Data records:
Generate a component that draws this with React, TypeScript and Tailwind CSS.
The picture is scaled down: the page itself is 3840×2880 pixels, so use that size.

* * *

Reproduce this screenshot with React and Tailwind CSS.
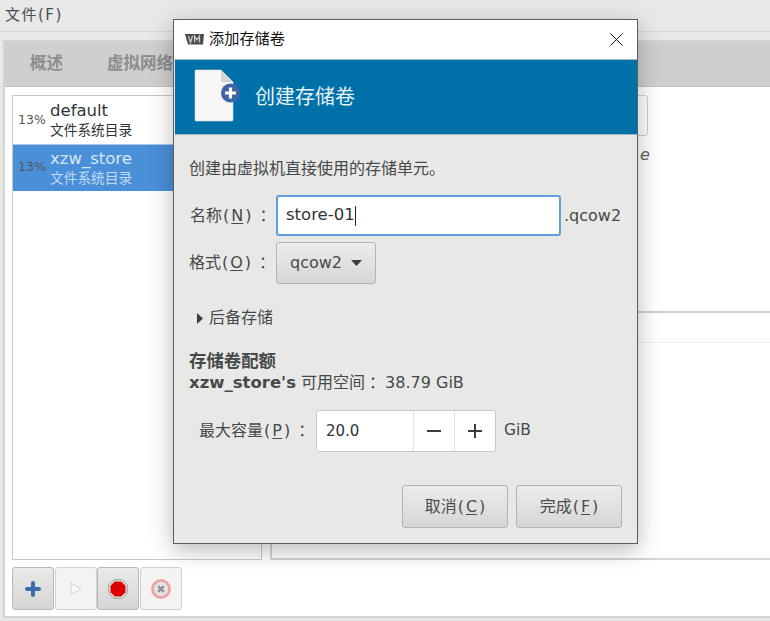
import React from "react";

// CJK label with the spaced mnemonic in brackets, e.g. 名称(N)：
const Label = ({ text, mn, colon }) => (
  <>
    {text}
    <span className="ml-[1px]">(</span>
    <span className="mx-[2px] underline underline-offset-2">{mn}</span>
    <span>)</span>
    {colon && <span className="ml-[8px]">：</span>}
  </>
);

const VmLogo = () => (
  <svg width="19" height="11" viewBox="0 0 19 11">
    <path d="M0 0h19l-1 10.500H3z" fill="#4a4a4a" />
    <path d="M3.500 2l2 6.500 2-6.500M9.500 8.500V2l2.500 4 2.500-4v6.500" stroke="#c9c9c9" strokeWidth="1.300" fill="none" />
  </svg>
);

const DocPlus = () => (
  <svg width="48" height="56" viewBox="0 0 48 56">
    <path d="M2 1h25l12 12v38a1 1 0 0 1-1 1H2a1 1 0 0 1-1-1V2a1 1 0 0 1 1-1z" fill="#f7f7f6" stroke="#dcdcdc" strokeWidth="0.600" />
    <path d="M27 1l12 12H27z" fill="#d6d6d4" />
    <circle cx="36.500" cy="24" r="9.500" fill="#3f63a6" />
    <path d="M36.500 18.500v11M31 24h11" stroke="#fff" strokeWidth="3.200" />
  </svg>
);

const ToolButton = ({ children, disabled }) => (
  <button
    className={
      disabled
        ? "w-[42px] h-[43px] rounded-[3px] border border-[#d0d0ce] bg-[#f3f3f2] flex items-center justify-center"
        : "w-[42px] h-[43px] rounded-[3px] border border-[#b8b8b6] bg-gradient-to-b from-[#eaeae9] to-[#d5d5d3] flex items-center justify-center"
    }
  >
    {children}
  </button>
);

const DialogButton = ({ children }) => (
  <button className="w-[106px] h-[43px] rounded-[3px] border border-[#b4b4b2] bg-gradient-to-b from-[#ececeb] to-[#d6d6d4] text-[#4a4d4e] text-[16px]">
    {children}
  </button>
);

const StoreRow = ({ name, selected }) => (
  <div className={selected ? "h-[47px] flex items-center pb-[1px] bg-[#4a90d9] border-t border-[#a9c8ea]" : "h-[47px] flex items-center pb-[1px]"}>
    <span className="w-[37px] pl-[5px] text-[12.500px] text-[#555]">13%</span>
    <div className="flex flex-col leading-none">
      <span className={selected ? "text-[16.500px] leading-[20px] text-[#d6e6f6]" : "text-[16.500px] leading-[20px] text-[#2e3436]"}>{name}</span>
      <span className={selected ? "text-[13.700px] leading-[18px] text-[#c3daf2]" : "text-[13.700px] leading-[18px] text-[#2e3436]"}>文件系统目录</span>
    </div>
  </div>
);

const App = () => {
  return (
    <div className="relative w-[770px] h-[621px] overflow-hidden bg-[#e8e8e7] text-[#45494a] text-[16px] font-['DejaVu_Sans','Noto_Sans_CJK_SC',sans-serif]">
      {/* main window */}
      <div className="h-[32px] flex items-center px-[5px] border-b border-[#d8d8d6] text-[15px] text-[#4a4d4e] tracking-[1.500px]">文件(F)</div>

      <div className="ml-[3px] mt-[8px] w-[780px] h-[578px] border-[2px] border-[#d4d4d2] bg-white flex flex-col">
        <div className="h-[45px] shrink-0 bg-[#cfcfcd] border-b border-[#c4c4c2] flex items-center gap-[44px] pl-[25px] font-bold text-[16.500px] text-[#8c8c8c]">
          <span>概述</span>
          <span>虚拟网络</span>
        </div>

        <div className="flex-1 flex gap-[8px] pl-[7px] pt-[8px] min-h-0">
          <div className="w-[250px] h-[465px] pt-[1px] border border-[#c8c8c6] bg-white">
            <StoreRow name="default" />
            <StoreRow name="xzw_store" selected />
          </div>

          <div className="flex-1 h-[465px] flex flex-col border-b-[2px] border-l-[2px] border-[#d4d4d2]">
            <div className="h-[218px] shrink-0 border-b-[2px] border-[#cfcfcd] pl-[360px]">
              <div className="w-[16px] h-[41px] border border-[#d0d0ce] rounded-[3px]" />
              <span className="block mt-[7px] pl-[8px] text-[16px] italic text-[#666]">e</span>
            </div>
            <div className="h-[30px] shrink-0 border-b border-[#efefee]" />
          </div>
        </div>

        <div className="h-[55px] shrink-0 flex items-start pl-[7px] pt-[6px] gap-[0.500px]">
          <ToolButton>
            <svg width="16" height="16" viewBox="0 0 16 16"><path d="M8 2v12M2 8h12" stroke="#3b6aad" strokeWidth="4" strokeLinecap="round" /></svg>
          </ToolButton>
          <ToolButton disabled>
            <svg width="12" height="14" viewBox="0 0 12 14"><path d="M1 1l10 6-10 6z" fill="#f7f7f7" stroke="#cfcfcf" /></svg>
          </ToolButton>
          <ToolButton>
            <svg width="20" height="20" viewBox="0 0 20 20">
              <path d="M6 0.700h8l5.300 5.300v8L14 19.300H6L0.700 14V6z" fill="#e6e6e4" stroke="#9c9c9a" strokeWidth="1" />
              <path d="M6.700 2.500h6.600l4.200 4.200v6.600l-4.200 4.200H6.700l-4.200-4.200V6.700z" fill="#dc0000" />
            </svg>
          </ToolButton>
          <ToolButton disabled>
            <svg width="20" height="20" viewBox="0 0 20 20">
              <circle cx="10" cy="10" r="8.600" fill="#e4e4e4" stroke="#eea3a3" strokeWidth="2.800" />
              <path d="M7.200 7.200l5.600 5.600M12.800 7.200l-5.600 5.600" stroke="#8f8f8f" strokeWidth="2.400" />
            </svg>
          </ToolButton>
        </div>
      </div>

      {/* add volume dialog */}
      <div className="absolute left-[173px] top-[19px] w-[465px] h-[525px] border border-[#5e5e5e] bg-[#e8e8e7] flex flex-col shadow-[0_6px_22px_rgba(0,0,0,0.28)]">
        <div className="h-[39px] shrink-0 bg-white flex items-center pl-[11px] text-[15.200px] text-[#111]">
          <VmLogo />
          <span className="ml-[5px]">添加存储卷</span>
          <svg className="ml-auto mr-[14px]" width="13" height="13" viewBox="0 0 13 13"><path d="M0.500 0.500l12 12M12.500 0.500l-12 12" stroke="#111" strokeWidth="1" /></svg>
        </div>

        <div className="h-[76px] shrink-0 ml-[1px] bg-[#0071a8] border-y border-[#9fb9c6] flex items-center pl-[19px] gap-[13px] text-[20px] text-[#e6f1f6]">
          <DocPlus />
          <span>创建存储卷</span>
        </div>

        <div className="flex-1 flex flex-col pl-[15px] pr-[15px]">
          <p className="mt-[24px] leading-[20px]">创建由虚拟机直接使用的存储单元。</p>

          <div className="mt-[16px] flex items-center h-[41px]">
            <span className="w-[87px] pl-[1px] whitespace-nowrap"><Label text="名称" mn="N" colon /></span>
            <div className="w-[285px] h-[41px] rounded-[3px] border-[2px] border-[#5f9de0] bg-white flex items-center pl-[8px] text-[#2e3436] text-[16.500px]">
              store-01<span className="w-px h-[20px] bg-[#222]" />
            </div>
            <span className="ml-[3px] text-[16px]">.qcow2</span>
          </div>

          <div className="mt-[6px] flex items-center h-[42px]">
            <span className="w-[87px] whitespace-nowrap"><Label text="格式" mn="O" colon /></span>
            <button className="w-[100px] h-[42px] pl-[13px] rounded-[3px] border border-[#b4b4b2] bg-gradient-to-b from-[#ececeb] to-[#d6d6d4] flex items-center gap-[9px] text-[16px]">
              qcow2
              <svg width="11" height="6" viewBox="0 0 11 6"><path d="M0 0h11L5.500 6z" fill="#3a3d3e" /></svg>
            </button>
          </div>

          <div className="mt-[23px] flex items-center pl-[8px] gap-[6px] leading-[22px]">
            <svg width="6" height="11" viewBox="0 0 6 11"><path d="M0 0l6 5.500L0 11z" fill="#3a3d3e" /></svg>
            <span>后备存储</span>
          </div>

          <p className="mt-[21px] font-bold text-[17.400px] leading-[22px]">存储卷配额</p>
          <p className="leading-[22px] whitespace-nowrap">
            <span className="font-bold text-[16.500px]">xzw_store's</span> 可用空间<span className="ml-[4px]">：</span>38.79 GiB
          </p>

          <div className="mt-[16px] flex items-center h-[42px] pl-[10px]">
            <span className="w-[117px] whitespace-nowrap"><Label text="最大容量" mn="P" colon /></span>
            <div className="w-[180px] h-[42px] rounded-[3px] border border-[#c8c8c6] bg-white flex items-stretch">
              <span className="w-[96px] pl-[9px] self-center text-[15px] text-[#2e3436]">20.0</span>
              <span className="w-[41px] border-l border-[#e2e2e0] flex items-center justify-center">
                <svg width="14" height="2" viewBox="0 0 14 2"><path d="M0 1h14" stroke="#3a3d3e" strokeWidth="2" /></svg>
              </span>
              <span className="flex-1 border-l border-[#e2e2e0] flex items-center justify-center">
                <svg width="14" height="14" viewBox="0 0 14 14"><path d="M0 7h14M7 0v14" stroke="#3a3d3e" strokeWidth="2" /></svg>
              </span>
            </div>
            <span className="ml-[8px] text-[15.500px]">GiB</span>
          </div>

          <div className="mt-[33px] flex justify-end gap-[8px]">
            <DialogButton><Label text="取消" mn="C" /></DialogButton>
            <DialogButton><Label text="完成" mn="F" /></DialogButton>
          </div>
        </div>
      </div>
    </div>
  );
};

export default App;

Work required: Both the line with "Generate a component" and the line with "The picture is" belong in the extract, along with every line between them; set down those lines exactly and only.

Response for this exercise:
Generate a component that draws this with React, TypeScript and Tailwind CSS.
The picture is scaled down: the page itself is 3840×2880 pixels, so use that size.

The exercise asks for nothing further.